According to the declaration, marriage is, in the final analysis, about creating a "reproductive unit." Yes, marriage may be about an emotional and spiritual commitment, but only one that is "completed and actualized" by sexual intercourse that fulfills "the behavioral conditions of procreation."
America on the Brink of Anti-Christian Tyranny and Totalitarianism
The Manhattan Declaration, while presented as a religious tract, is more a political offensive, and its primary target appears to be President Barack Obama. Princeton University law professor Robert George, who co-authored the document with Chuck Colson, explained on Dobson's radio show that one impetus for the declaration was the election of Barack Obama and Democratic majorities in Congress, who, he claims, are out to destroy traditional marriage and basic Christian values.

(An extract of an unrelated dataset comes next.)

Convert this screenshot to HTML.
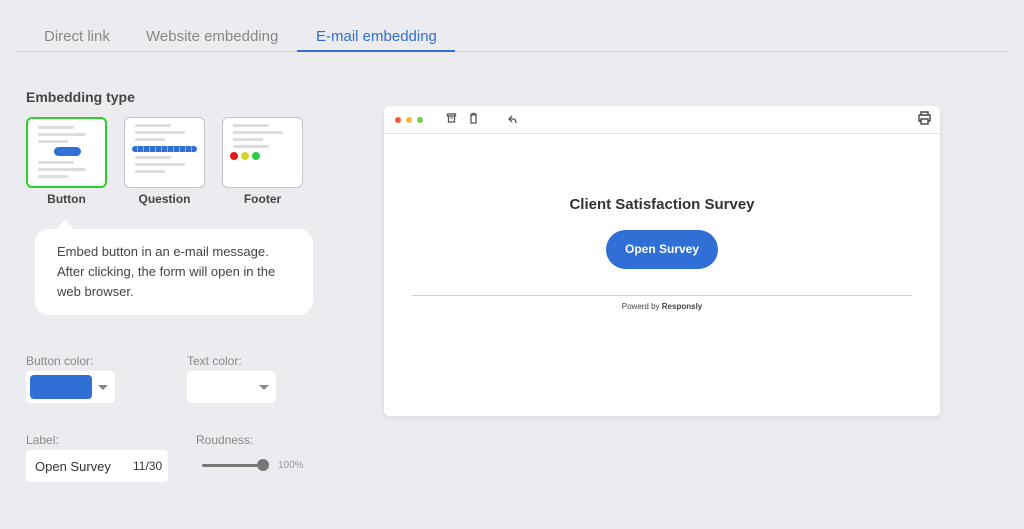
<!DOCTYPE html><html><head><style>
body{margin:0;width:1024px;height:529px;background:#ececf0;font-family:"Liberation Sans",sans-serif;position:relative;overflow:hidden;color:#333}
.a{position:absolute}
.tab{font-size:15px;color:#888;top:28px}
.card{position:absolute;top:117px;width:79px;height:69px;background:#fff;border:1px solid #c4c4c8;border-radius:6px}
.l{position:absolute;height:3px;background:#ddd;border-radius:2px;left:10px}
.cap{position:absolute;top:192px;font-size:12px;font-weight:bold;color:#444;width:81px;text-align:center}
.lab{font-size:12px;color:#888}
.box{background:#fff;border-radius:4px}
</style></head><body>
<div class="a tab" style="left:44px">Direct link</div>
<div class="a tab" style="left:146px">Website embedding</div>
<div class="a tab" style="left:316px;color:#2f6fd6">E-mail embedding</div>
<div class="a" style="left:16px;top:51px;width:991px;height:1px;background:#d4d4d8"></div>
<div class="a" style="left:297px;top:50px;width:158px;height:2px;background:#2f6fd6"></div>
<div class="a" style="left:26px;top:89px;font-size:14px;font-weight:bold;color:#444">Embedding type</div>
<div class="card" style="left:26px;border:2px solid #2ecc2e;width:77px;height:67px">
<div class="l" style="top:7px;width:36px"></div><div class="l" style="top:14px;width:48px"></div><div class="l" style="top:21px;width:30px"></div>
<div class="a" style="left:26px;top:28px;width:27px;height:9px;background:#2f6fd6;border-radius:5px"></div>
<div class="l" style="top:42px;width:36px"></div><div class="l" style="top:49px;width:48px"></div><div class="l" style="top:56px;width:30px"></div></div>
<div class="card" style="left:124px">
<div class="l" style="top:6px;width:36px"></div><div class="l" style="top:13px;width:50px"></div><div class="l" style="top:20px;width:30px"></div>
<div class="a" style="left:7px;top:28px;width:65px;height:6px;background:repeating-linear-gradient(90deg,#2f6fd6 0 5px,#8fb0ea 5px 6px);border-radius:3px"></div>
<div class="l" style="top:38px;width:36px"></div><div class="l" style="top:45px;width:50px"></div><div class="l" style="top:52px;width:30px"></div></div>
<div class="card" style="left:222px">
<div class="l" style="top:6px;width:36px"></div><div class="l" style="top:13px;width:50px"></div><div class="l" style="top:20px;width:30px"></div><div class="l" style="top:27px;width:36px"></div>
<div class="a" style="left:7px;top:34px;width:8px;height:8px;border-radius:50%;background:#e81515"></div>
<div class="a" style="left:18px;top:34px;width:8px;height:8px;border-radius:50%;background:#d6d62a"></div>
<div class="a" style="left:29px;top:34px;width:8px;height:8px;border-radius:50%;background:#2ecc40"></div></div>
<div class="cap" style="left:26px">Button</div><div class="cap" style="left:124px">Question</div><div class="cap" style="left:222px">Footer</div>
<div class="a" style="left:35px;top:229px;width:278px;height:86px;background:#fff;border-radius:14px"></div>
<div class="a" style="left:59px;top:222px;width:12px;height:12px;background:#fff;transform:rotate(45deg)"></div>
<div class="a" style="left:57px;top:242px;font-size:13px;line-height:20px;color:#444;width:232px">Embed button in an e-mail message. After clicking, the form will open in the web browser.</div>
<div class="a lab" style="left:26px;top:354px">Button color:</div>
<div class="a lab" style="left:187px;top:354px">Text color:</div>
<div class="a box" style="left:26px;top:371px;width:89px;height:32px"><div class="a" style="left:4px;top:4px;width:62px;height:24px;background:#2f6fd6;border-radius:4px"></div><div class="a" style="left:72px;top:14px;border:5px solid transparent;border-top:5px solid #888"></div></div>
<div class="a box" style="left:187px;top:371px;width:89px;height:32px"><div class="a" style="left:72px;top:14px;border:5px solid transparent;border-top:5px solid #888"></div></div>
<div class="a lab" style="left:26px;top:433px">Label:</div>
<div class="a lab" style="left:196px;top:433px">Roudness:</div>
<div class="a box" style="left:26px;top:450px;width:142px;height:32px"><span class="a" style="left:9px;top:9px;font-size:13px;color:#333">Open Survey</span><span class="a" style="left:107px;top:9px;font-size:12px;color:#333">11/30</span></div>
<div class="a" style="left:202px;top:464px;width:60px;height:3px;background:#777;border-radius:2px"></div>
<div class="a" style="left:257px;top:459px;width:12px;height:12px;background:#777;border-radius:50%"></div>
<div class="a" style="left:278px;top:460px;font-size:10px;color:#999">100%</div>
<div class="a" style="left:384px;top:106px;width:556px;height:310px;background:#fff;border-radius:5px;box-shadow:0 2px 6px rgba(0,0,0,.08)"></div>
<div class="a" style="left:384px;top:133px;width:556px;height:1px;background:#e3e3e3"></div>
<div class="a" style="left:395px;top:117px;width:6px;height:6px;border-radius:50%;background:#f05a3a"></div>
<div class="a" style="left:406px;top:117px;width:6px;height:6px;border-radius:50%;background:#f5b73a"></div>
<div class="a" style="left:417px;top:117px;width:6px;height:6px;border-radius:50%;background:#6cd04a"></div>
<svg class="a" style="left:446px;top:112px" width="80" height="14" fill="none" stroke="#555" stroke-width="1.3"><rect x="1.5" y="2" width="8" height="2"/><path d="M2.5 4v6h6V4M4.5 6h2"/><path d="M25 3v8h5V3M24 3h7M26 3V1.5h3V3"/><path d="M66 4l-3 3 3 3M63 7h4c2 0 3 1 3 4"/></svg>
<svg class="a" style="left:917px;top:111px" width="15" height="14" fill="none" stroke="#444" stroke-width="1.4"><path d="M4 4V1h7v3M2 4h11v6h-2M4 10H2V4"/><rect x="4" y="8" width="7" height="5"/></svg>
<div class="a" style="left:384px;top:196px;width:556px;text-align:center;font-size:15px;font-weight:bold;color:#333">Client Satisfaction Survey</div>
<div class="a" style="left:606px;top:230px;width:112px;height:39px;background:#2f6fd6;border-radius:20px;color:#fff;font-size:12px;font-weight:bold;text-align:center;line-height:39px">Open Survey</div>
<div class="a" style="left:412px;top:295px;width:500px;height:1px;background:#cfcfcf"></div>
<div class="a" style="left:384px;top:302px;width:556px;text-align:center;font-size:8px;color:#444">Powerd by <b>Responsly</b></div>
</body></html>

The manifesto warns that restrictions on the right of religious institutions to discriminate in hiring threatens to undermine civil society and lead to "soft despotism."
Although the document's rhetoric sounds some old and familiar right-wing themes, it's dressed up for the Obama era to include the now-standard right-wing warnings that the administration and its congressional allies are leading the United States into an era of Nazi-like tyranny. The document's authors and signers preen as willing martyrs for the cause of religious liberty, highlighting dramatic, fictional claims of anti-Christian persecution run amok in America. "We pledge to each other, and to our fellow believers," the authors write, "that no power on earth, be it cultural or political, will intimidate us into silence or acquiescence."